Pages as source code:

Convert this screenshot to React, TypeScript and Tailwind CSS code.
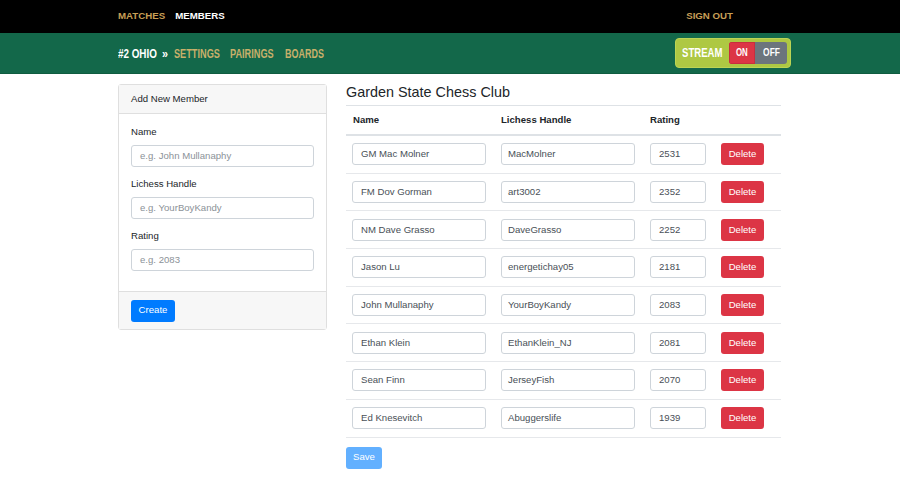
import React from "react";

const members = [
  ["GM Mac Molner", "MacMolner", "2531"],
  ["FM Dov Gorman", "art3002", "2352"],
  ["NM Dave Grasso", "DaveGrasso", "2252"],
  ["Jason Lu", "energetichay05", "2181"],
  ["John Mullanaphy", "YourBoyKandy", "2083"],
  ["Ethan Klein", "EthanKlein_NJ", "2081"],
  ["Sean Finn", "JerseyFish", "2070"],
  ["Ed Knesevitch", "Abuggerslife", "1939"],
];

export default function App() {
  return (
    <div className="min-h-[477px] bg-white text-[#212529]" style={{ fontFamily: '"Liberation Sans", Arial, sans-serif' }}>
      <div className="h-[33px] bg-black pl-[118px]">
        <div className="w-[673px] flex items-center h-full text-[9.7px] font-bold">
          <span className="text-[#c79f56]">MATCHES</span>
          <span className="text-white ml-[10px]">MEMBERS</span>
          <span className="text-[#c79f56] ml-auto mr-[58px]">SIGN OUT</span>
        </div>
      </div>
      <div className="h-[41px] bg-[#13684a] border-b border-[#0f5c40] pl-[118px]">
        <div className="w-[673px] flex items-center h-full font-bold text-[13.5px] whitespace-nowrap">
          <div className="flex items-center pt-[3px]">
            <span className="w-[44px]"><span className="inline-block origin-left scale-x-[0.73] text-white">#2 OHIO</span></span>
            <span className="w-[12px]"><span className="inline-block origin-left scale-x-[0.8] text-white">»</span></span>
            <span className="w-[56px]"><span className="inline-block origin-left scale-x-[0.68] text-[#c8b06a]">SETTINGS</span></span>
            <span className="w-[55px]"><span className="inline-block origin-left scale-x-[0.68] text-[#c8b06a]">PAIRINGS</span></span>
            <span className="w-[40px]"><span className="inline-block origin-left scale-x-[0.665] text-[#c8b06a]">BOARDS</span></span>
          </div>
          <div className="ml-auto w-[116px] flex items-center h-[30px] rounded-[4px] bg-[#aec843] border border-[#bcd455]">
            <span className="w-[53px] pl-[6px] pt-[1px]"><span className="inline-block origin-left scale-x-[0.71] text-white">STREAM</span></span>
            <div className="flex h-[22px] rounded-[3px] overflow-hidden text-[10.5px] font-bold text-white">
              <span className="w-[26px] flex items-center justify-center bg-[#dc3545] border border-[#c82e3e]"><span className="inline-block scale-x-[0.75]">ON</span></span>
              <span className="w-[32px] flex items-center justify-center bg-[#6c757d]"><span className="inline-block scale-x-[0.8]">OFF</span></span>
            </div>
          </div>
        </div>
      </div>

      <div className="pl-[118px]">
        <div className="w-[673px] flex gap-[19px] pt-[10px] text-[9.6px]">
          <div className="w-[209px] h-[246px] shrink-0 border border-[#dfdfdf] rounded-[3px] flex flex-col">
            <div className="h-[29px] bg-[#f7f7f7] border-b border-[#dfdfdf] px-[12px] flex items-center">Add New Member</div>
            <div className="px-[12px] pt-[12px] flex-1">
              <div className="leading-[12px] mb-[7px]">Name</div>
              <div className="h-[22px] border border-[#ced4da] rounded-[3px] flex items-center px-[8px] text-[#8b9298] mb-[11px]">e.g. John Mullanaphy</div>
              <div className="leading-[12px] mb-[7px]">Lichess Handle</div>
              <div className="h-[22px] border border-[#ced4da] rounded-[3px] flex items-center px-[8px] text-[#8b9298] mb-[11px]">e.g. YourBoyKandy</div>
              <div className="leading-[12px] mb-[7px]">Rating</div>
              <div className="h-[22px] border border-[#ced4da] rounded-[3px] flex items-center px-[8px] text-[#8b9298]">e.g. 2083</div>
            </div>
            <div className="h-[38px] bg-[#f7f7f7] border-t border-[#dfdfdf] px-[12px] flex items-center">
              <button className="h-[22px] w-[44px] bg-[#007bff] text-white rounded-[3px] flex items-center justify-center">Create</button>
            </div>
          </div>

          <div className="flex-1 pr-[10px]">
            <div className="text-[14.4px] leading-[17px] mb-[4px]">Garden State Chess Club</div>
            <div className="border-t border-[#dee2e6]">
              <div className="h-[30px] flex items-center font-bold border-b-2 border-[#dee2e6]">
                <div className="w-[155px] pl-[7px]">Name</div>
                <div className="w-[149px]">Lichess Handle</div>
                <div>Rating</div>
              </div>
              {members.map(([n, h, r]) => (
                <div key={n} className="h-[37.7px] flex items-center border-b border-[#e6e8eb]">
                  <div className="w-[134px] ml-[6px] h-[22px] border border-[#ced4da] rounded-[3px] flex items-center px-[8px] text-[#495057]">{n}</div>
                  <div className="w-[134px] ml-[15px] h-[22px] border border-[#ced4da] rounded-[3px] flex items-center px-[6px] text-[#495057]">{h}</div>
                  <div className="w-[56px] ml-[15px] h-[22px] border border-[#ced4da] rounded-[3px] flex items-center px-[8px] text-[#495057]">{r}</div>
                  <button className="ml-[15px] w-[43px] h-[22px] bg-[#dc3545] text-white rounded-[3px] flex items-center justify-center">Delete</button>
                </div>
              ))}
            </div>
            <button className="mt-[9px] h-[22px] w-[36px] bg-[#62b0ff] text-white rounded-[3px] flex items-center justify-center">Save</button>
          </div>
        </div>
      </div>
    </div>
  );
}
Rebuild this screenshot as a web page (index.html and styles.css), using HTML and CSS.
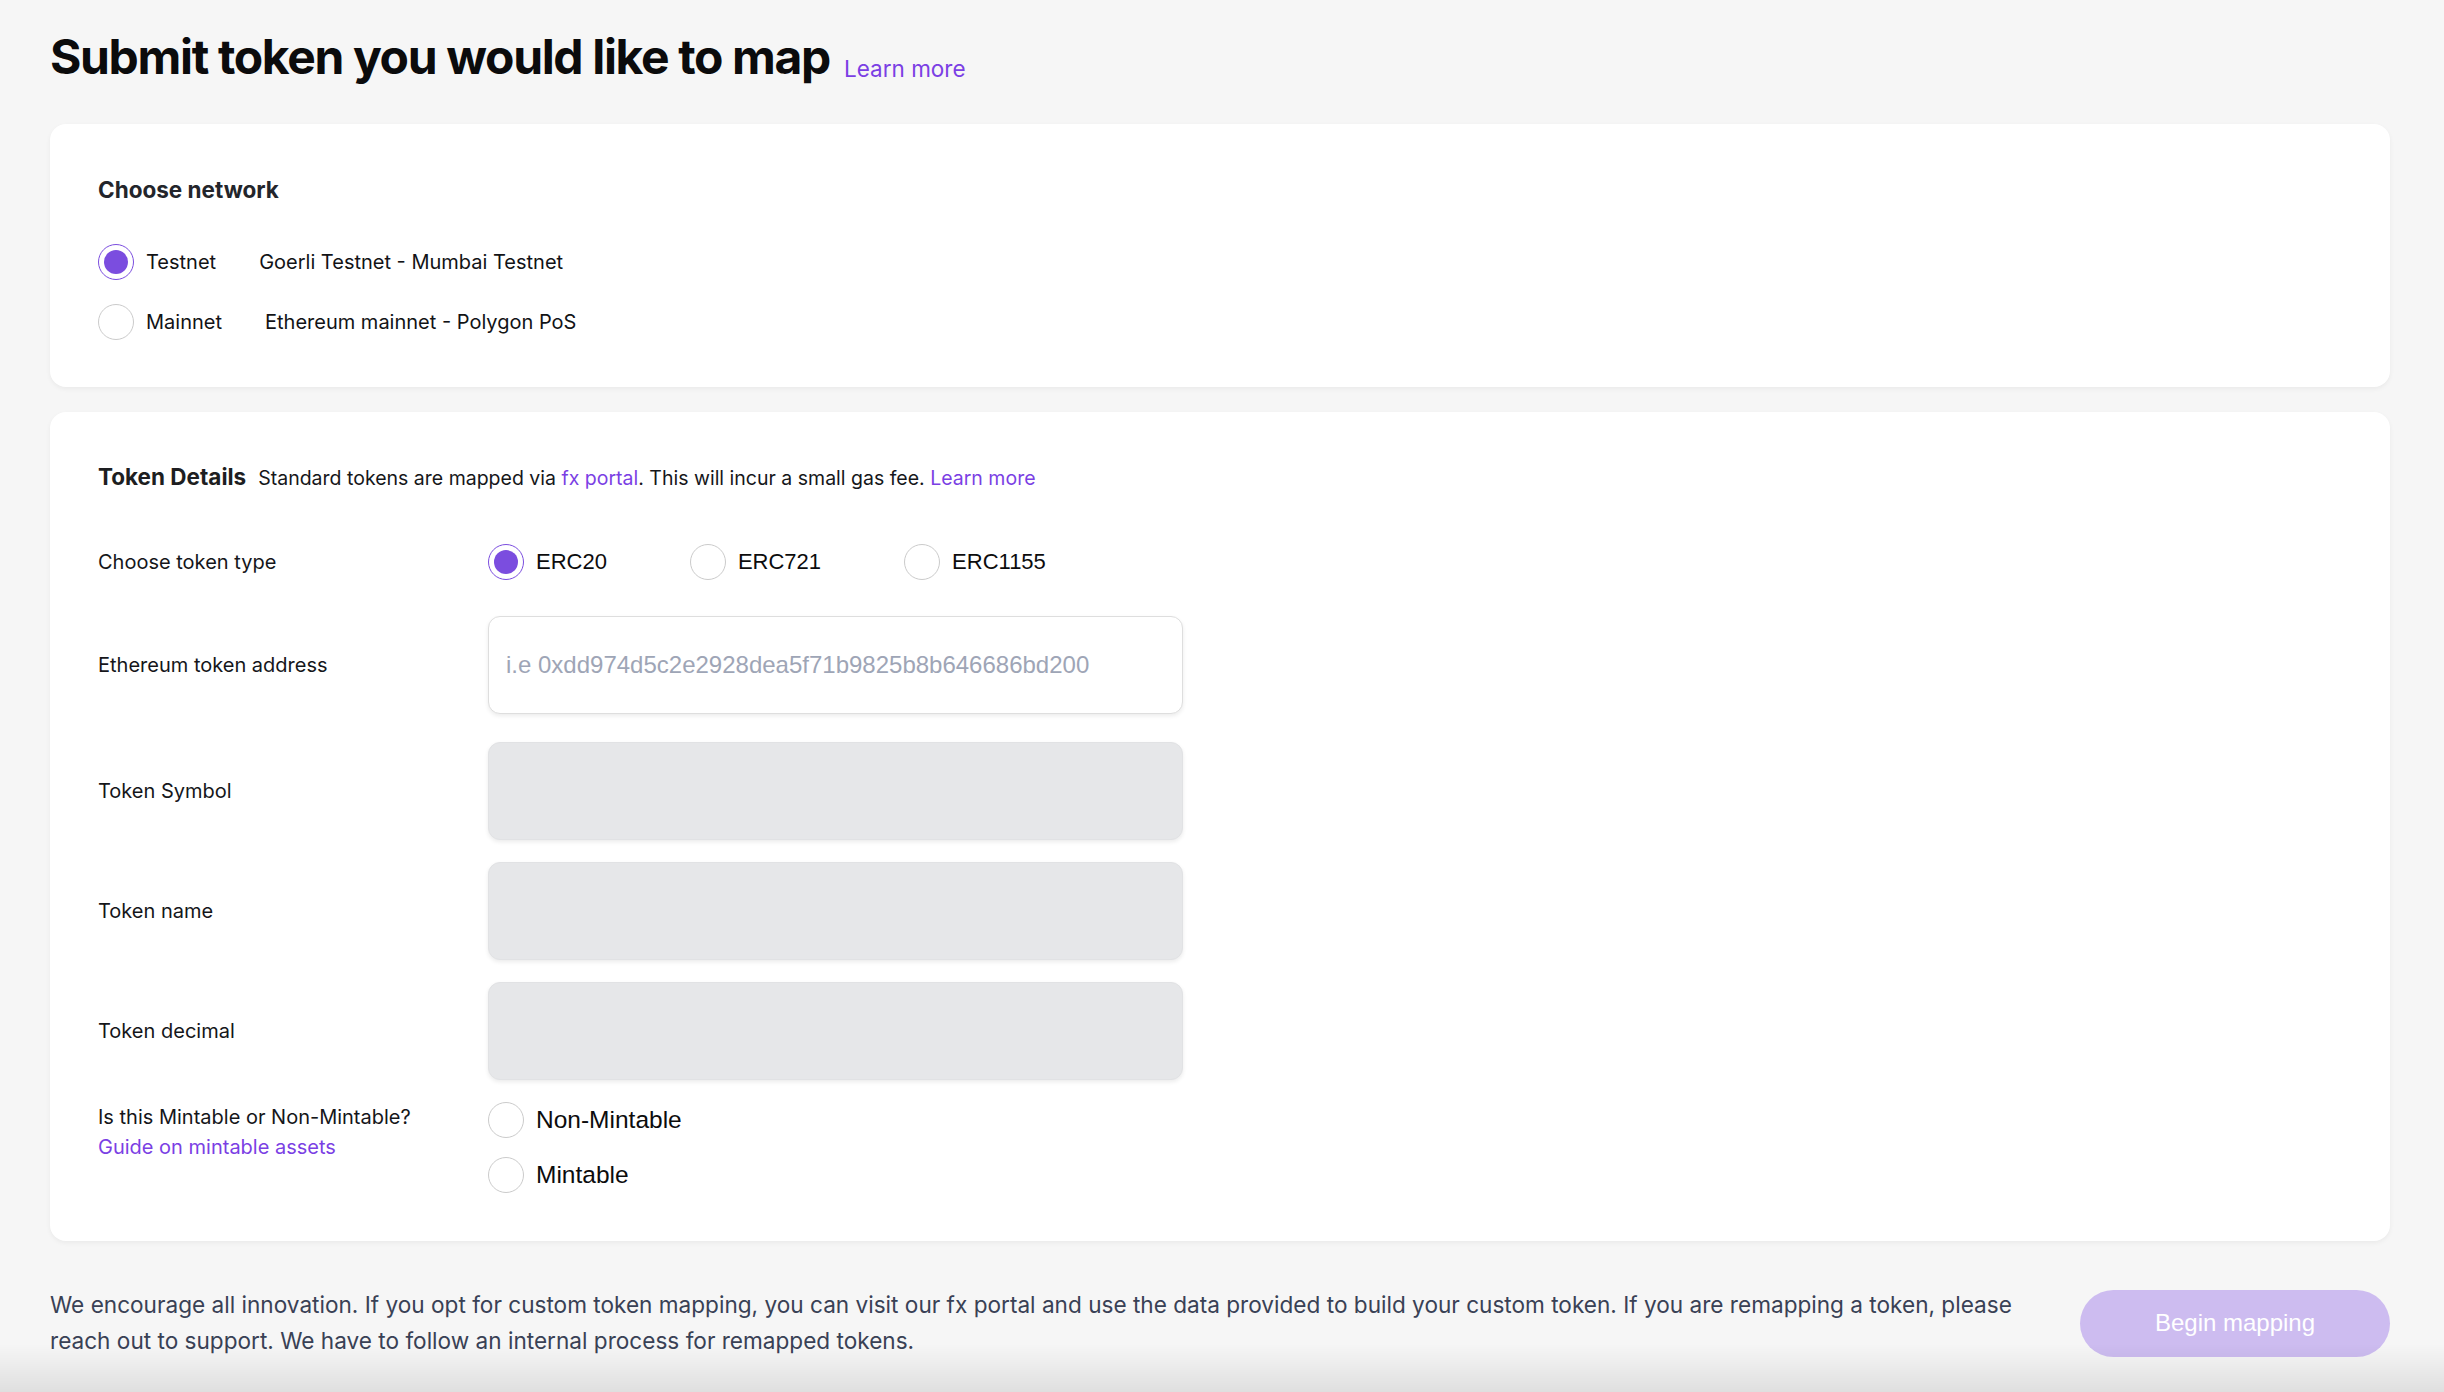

_Work to be completed_: Of the lines above, how many hold the string "screenshot"? Answer with only the number.

_Response to the task_: 2